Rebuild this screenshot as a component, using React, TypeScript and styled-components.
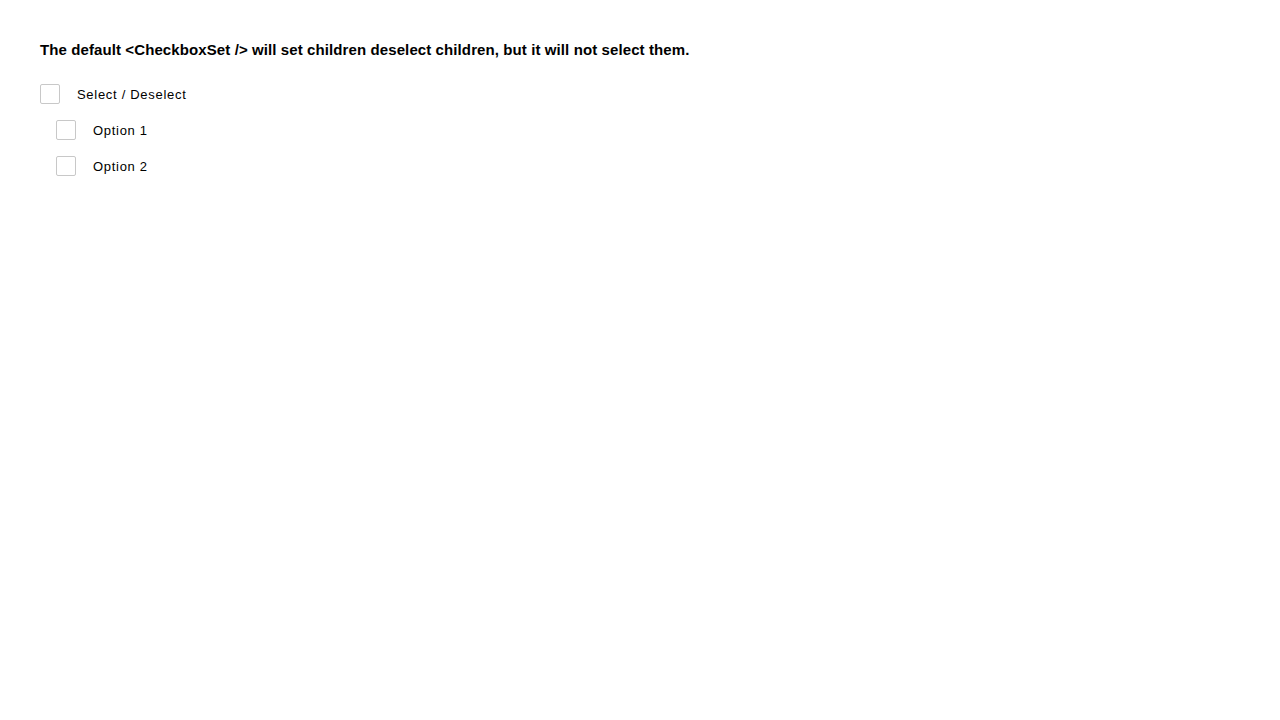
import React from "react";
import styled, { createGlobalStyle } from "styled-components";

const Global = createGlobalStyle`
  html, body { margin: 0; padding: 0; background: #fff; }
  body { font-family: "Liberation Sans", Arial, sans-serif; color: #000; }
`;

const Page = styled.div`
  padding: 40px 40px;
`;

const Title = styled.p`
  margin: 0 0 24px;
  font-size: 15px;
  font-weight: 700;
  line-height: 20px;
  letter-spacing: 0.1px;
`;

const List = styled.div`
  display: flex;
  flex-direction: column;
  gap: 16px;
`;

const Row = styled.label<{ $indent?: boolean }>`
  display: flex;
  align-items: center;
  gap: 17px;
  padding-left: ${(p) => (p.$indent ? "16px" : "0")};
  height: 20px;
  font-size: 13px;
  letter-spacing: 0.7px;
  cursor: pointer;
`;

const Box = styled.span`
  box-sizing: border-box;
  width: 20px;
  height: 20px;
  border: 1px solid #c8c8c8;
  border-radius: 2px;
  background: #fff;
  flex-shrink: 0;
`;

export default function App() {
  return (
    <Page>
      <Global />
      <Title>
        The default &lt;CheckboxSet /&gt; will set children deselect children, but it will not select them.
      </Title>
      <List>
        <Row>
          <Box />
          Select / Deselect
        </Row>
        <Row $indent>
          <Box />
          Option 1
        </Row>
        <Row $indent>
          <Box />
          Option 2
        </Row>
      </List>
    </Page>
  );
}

________________________________________

Word for word, quote the lines above. Omit the pictures.

Rebuild this screenshot as a component, using React, TypeScript and styled-components.
import React from "react";
import styled, { createGlobalStyle } from "styled-components";

const Global = createGlobalStyle`
  html, body { margin: 0; padding: 0; background: #fff; }
  body { font-family: "Liberation Sans", Arial, sans-serif; color: #000; }
`;

const Page = styled.div`
  padding: 40px 40px;
`;

const Title = styled.p`
  margin: 0 0 24px;
  font-size: 15px;
  font-weight: 700;
  line-height: 20px;
  letter-spacing: 0.1px;
`;

const List = styled.div`
  display: flex;
  flex-direction: column;
  gap: 16px;
`;

const Row = styled.label<{ $indent?: boolean }>`
  display: flex;
  align-items: center;
  gap: 17px;
  padding-left: ${(p) => (p.$indent ? "16px" : "0")};
  height: 20px;
  font-size: 13px;
  letter-spacing: 0.7px;
  cursor: pointer;
`;

const Box = styled.span`
  box-sizing: border-box;
  width: 20px;
  height: 20px;
  border: 1px solid #c8c8c8;
  border-radius: 2px;
  background: #fff;
  flex-shrink: 0;
`;

export default function App() {
  return (
    <Page>
      <Global />
      <Title>
        The default &lt;CheckboxSet /&gt; will set children deselect children, but it will not select them.
      </Title>
      <List>
        <Row>
          <Box />
          Select / Deselect
        </Row>
        <Row $indent>
          <Box />
          Option 1
        </Row>
        <Row $indent>
          <Box />
          Option 2
        </Row>
      </List>
    </Page>
  );
}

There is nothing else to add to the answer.